● **Rows**:
▼
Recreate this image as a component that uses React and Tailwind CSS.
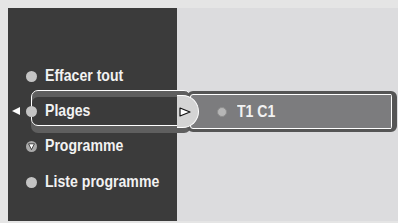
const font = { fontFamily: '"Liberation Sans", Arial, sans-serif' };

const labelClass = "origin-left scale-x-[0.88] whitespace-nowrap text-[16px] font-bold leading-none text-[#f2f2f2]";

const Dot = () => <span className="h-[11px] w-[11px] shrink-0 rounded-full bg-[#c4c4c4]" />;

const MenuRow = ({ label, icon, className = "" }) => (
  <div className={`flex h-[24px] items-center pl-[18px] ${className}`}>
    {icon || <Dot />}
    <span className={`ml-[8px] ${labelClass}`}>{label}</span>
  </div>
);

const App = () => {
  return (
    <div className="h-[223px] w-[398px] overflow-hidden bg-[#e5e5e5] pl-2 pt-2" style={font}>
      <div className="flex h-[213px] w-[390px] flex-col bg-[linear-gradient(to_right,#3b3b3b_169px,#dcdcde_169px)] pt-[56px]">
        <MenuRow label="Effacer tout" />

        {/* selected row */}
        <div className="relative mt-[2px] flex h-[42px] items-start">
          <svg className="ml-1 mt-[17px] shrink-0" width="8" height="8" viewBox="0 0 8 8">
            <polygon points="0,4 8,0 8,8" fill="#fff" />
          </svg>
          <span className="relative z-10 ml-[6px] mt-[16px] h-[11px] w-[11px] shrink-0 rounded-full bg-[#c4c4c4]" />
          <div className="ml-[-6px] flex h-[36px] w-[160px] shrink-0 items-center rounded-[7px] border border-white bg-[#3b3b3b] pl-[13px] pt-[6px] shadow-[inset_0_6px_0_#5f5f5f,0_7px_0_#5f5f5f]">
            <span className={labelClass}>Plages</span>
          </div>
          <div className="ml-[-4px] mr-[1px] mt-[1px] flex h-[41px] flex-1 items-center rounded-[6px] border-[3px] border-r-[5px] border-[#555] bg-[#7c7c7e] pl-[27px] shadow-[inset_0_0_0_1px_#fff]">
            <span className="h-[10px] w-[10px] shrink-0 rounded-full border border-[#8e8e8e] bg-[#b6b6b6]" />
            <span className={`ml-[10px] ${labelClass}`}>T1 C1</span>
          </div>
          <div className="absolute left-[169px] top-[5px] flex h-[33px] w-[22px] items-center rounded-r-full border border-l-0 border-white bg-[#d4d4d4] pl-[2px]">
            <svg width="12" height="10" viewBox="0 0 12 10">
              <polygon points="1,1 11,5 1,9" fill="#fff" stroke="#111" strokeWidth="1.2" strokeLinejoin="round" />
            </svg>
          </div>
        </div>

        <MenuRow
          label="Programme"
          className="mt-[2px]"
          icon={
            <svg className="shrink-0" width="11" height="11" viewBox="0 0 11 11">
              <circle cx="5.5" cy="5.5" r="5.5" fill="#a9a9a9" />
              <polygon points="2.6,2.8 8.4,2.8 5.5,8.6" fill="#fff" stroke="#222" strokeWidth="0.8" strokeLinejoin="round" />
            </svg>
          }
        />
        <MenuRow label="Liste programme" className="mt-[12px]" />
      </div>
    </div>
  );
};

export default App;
▲
▼
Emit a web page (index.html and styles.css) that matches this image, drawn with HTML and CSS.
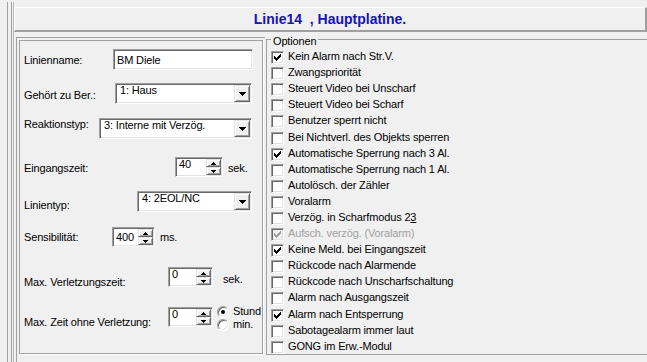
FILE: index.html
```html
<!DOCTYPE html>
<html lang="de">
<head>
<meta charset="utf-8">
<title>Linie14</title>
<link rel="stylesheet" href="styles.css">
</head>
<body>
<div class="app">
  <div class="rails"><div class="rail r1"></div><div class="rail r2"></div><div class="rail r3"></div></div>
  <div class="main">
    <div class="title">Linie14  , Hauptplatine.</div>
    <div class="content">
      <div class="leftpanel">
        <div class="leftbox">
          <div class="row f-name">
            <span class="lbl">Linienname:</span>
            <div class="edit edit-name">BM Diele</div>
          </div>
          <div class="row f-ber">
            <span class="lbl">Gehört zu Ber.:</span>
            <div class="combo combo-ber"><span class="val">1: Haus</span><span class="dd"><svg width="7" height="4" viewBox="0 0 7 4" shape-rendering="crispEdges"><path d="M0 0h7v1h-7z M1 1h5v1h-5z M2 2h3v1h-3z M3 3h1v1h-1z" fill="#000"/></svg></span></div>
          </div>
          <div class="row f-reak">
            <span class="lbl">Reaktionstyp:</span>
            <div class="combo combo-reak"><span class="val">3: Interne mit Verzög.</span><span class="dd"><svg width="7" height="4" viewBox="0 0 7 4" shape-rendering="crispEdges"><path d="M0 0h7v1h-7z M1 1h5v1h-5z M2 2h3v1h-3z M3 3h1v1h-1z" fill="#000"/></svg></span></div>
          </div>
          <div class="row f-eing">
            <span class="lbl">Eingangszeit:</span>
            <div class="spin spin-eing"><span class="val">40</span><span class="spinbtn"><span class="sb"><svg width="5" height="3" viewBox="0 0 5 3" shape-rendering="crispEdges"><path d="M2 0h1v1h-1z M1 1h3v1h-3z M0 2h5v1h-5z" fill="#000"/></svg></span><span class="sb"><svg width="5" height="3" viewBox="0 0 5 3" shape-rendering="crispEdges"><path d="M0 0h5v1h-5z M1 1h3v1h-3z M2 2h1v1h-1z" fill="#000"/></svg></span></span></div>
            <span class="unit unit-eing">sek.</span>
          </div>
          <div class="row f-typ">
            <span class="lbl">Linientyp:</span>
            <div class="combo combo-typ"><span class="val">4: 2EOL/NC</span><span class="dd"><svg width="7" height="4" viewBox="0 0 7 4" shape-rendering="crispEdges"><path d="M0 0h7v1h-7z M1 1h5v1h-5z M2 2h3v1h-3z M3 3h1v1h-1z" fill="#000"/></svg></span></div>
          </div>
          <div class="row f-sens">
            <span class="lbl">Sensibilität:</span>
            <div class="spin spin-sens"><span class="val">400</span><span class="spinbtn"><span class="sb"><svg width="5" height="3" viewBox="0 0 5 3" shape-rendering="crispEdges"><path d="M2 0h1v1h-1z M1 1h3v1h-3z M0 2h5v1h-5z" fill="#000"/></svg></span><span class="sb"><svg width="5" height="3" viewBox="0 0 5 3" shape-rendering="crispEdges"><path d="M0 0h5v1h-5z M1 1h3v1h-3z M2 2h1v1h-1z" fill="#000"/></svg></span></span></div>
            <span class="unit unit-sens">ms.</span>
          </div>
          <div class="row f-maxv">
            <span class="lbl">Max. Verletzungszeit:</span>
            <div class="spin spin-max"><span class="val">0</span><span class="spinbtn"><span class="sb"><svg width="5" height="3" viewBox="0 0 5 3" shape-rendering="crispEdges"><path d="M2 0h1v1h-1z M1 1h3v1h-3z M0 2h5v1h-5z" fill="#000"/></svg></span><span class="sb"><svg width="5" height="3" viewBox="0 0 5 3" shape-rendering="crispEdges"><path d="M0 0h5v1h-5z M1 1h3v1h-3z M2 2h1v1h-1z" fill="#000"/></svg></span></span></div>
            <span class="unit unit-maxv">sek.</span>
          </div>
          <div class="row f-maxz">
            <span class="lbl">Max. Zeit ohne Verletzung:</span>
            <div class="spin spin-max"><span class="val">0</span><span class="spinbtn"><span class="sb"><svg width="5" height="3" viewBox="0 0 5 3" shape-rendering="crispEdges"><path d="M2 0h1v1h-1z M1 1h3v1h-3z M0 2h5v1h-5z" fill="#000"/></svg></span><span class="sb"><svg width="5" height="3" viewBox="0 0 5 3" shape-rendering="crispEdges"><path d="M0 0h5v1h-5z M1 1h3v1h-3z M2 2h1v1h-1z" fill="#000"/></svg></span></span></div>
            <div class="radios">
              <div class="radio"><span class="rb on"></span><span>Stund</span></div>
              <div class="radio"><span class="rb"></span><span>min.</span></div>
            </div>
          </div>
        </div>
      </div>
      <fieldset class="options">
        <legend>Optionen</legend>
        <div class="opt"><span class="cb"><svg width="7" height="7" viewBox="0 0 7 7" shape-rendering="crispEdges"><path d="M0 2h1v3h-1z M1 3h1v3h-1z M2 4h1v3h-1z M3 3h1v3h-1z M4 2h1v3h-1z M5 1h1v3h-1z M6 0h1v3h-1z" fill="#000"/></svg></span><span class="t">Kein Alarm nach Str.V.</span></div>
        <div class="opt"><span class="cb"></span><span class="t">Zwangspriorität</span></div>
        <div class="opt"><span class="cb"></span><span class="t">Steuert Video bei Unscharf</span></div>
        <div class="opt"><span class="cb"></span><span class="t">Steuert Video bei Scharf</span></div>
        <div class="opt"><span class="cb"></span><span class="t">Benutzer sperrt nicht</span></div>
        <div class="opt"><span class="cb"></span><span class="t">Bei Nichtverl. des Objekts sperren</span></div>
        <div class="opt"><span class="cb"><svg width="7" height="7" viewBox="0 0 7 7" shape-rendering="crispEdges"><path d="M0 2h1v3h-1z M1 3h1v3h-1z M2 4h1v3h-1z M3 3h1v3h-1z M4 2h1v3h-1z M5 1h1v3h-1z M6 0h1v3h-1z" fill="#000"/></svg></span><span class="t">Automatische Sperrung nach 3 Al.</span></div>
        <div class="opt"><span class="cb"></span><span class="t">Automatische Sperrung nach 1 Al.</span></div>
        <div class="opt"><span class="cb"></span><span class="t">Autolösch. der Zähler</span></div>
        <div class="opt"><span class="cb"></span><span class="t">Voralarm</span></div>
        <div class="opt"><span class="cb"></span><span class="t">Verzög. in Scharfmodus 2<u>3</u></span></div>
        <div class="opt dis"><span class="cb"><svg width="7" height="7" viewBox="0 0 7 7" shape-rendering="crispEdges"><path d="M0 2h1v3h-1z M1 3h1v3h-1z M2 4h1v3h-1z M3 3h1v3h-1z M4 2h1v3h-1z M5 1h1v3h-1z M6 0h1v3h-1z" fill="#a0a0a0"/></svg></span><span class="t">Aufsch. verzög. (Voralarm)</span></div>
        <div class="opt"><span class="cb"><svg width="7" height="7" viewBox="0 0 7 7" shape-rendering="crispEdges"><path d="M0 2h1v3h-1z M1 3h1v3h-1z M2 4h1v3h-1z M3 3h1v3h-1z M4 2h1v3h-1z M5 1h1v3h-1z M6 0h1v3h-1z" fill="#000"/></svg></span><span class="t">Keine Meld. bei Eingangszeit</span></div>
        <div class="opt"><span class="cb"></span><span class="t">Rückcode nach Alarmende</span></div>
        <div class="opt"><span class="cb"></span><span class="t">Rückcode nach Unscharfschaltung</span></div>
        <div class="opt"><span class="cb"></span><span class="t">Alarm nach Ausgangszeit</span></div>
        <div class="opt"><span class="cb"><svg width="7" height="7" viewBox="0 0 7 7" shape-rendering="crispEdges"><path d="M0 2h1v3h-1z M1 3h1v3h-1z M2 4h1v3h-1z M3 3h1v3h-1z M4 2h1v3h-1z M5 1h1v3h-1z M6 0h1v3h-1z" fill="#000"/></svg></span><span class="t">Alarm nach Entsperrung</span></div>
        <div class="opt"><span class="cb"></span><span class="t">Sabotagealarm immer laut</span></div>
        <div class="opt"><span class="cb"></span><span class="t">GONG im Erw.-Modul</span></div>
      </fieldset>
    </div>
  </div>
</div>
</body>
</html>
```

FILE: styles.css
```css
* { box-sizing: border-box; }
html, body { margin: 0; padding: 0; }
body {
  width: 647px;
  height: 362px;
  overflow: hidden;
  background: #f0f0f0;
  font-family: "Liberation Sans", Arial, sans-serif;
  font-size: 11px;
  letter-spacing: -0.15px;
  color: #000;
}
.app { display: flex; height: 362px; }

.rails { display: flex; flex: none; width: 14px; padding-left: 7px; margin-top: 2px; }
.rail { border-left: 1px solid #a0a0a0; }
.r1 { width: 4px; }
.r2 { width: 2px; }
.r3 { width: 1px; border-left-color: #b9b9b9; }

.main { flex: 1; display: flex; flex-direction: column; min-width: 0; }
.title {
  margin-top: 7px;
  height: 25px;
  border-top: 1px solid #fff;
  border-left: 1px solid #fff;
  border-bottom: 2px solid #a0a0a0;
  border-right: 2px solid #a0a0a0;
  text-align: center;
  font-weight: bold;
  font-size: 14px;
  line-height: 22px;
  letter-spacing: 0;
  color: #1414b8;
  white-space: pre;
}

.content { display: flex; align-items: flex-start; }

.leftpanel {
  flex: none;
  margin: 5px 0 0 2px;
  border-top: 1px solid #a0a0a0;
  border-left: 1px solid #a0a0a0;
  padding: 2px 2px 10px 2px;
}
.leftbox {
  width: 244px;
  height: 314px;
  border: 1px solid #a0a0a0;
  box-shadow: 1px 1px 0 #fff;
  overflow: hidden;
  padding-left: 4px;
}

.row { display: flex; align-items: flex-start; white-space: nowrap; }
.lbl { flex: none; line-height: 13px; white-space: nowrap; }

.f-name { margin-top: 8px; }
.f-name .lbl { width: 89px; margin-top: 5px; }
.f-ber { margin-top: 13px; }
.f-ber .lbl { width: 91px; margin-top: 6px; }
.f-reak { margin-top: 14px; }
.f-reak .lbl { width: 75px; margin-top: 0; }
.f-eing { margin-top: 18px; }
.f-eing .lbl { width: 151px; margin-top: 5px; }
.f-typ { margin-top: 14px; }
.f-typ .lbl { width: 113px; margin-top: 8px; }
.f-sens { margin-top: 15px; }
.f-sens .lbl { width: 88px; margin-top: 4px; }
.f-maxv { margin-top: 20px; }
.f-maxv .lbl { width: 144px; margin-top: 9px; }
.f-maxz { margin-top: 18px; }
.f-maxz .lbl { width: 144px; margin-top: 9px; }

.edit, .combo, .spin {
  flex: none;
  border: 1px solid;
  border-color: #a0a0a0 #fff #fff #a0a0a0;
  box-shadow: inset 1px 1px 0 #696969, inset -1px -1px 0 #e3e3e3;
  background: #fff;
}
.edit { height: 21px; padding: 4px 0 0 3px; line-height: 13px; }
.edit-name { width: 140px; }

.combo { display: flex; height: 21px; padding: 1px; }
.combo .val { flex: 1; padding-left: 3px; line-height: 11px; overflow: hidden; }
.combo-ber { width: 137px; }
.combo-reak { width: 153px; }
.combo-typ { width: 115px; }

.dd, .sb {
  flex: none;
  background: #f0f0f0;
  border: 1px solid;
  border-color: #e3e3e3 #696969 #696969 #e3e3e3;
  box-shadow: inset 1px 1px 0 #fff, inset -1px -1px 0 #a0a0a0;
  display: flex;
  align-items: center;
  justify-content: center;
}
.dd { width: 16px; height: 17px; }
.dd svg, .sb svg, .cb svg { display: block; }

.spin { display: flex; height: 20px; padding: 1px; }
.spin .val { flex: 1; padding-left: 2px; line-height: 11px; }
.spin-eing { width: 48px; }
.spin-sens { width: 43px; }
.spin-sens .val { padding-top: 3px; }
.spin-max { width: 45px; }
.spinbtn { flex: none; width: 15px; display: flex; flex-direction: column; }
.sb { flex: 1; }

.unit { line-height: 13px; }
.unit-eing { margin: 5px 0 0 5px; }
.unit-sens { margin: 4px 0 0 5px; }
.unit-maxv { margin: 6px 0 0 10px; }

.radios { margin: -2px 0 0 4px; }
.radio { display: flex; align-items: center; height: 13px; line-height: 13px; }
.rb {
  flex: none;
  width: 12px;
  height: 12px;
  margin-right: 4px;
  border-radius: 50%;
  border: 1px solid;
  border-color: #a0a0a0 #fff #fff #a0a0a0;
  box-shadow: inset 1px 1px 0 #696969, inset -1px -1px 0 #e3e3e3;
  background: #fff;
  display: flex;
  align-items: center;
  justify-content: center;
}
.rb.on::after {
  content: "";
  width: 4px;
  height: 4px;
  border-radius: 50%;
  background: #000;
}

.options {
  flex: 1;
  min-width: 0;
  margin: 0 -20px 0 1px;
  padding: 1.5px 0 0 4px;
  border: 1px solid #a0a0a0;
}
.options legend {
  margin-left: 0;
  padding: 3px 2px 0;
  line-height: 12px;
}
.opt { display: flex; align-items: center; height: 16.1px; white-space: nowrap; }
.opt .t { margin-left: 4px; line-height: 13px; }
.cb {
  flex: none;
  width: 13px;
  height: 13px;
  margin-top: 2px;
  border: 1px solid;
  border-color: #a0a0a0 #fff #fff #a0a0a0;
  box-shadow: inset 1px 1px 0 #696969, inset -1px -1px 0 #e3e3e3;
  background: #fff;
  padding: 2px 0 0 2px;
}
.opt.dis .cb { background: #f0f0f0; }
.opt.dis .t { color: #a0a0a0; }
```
▲
● **Do this**:
Write out the lines from the one containing "Recreate this image" down to the one containing "scale-x-[0.88] whitespace-nowrap text-[16px]", both included, exactly as they appear. Leave out any pictures.

● **Worked solution**:
Recreate this image as a component that uses React and Tailwind CSS.
const font = { fontFamily: '"Liberation Sans", Arial, sans-serif' };

const labelClass = "origin-left scale-x-[0.88] whitespace-nowrap text-[16px] font-bold leading-none text-[#f2f2f2]";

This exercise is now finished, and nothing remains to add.